Power in the workplace shapes lived conditions beyond it, affecting economic security and stability in workers’ lives.
Workforce sustainability emerges from how this process operates in practice.
Power → Respect → Initiative →
Leadership Practice
Observe → Test → Design → Reflect → Act
This framework is applied through a structured practice:
Observe how work is experienced
Test understanding against frontline experience
Design initiatives to alter working conditions
Reflect on how leadership orientation is embedded in decisions and practice
Act through concrete decisions that reshape working conditions
Research Foundation
This framework is grounded in workforce research examining:
compensation and economic insecurity
turnover and retention
supervision and working conditions
structural conditions shaping frontline work
It is informed by large-scale workforce studies, including survey-based research with over 4,500 direct support professionals and interview-based research with over 70 nurses.
Research shows that when wages fall below subsistence levels, workers experience food and housing insecurity. In my study, 62.6% of direct support professionals experienced food and/or housing insecurity, with over half of those experiencing both. (see research)
Economic insecurity is not separate from work — it is an occupational hazard. Insecurity this widespread is not an individual outcome; it is a structural feature of the job, with consequences for stability, retention, and care delivery.
Workforce models are often replicated with attention to design, but not to how they are enacted in practice. Outcomes are not produced by structure alone.
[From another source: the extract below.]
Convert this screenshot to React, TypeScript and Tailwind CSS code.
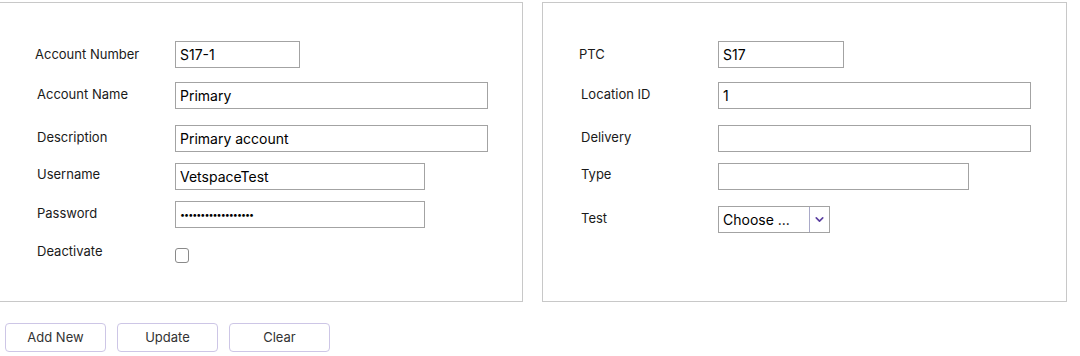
import { ChevronDown } from 'lucide-react';

const font = { fontFamily: 'Inter, "Noto Sans", sans-serif' };

function Field({ label, value, w, type = 'text', labelClass = '', lw = 'w-[138px]' }: { label: string; value: string; w: string; type?: string; labelClass?: string; lw?: string }) {
  return (
    <div className="flex items-center">
      <label className={`${lw} shrink-0 text-[13px] text-[#1a1a1a] ${labelClass}`}>{label}</label>
      <input
        readOnly
        type={type}
        value={value}
        className={`${w} h-[27px] border border-[#a3a3a3] bg-white px-[4px] outline-none text-black ${type === 'password' ? 'text-[9px] tracking-[-1px]' : 'text-[14px]'}`}
        style={font}
      />
    </div>
  );
}

export default function App() {
  return (
    <div className="bg-white w-[1080px] h-[356px] pt-[2px] overflow-hidden" style={font}>
      <div className="flex gap-[19px] -ml-[2px]">
        <section className="w-[525px] h-[300px] border border-[#c8c8c8] pl-[38px] pt-[38px]">
          <Field label="Account Number" value="S17-1" w="w-[125px]" labelClass="-ml-[2px] mr-[2px]" />
          <div className="mt-[14px]"><Field label="Account Name" value="Primary" w="w-[313px]" labelClass="-mt-[2px]" /></div>
          <div className="mt-[16px]"><Field label="Description" value="Primary account" w="w-[313px]" labelClass="-mt-[2px]" /></div>
          <div className="mt-[11px]"><Field label="Username" value="VetspaceTest" w="w-[250px]" labelClass="-mt-[4px]" /></div>
          <div className="mt-[11px]"><Field label="Password" value="vetspacepassword12" w="w-[250px]" type="password" labelClass="-mt-[2px]" /></div>
          <div className="mt-[16px] flex items-start">
            <label className="w-[138px] shrink-0 text-[13px] text-[#1a1a1a] -mt-[2px]">Deactivate</label>
            <span className="mt-[4px] w-[14px] h-[15px] rounded-[3px] border border-[#8a8a8a] bg-white" />
          </div>
        </section>
        <section className="w-[525px] h-[300px] border border-[#c8c8c8] pl-[38px] pt-[38px]">
          <Field label="PTC" value="S17" w="w-[126px]" lw="w-[137px]" labelClass="-ml-[2px] mr-[2px]" />
          <div className="mt-[14px]"><Field label="Location ID" value="1" w="w-[313px]" lw="w-[137px]" labelClass="-mt-[2px]" /></div>
          <div className="mt-[16px]"><Field label="Delivery" value="" w="w-[313px]" lw="w-[137px]" labelClass="-mt-[2px]" /></div>
          <div className="mt-[11px]"><Field label="Type" value="" w="w-[251px]" lw="w-[137px]" labelClass="-mt-[4px]" /></div>
          <div className="mt-[16px] flex items-center">
            <label className="w-[137px] shrink-0 text-[13px] text-[#1a1a1a] -mt-[2px]">Test</label>
            <div className="flex h-[27px] w-[112px] border border-[#a3a3a3] bg-white">
              <span className="flex-1 flex items-center pl-[4px] text-[14px] text-black">Choose ...</span>
              <span className="w-[20px] flex items-center justify-center border-l border-[#a9a9c8]">
                <ChevronDown size={13} strokeWidth={3} className="text-[#5b3fa0]" />
              </span>
            </div>
          </div>
        </section>
      </div>
      <div className="flex gap-[11px] pl-[5px] mt-[21px]">
        {['Add New', 'Update', 'Clear'].map(t => (
          <button key={t} className="w-[101px] h-[29px] rounded-[4px] border border-[#cdc6e6] bg-white text-[13px] text-[#333]">
            {t}
          </button>
        ))}
      </div>
    </div>
  );
}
They emerge from how decisions are made, interpreted, and experienced within specific organizational conditions.
Application
Initiatives translate leadership authority into changes in working conditions.
This framework is applied across leadership, organizational, and policy contexts, including:
executive advising
leadership workshops
workforce strategy discussions
policy and organizational planning
This framework is for leaders seeking to understand how their decisions shape working conditions in practice and the consequences those conditions produce beyond the workplace.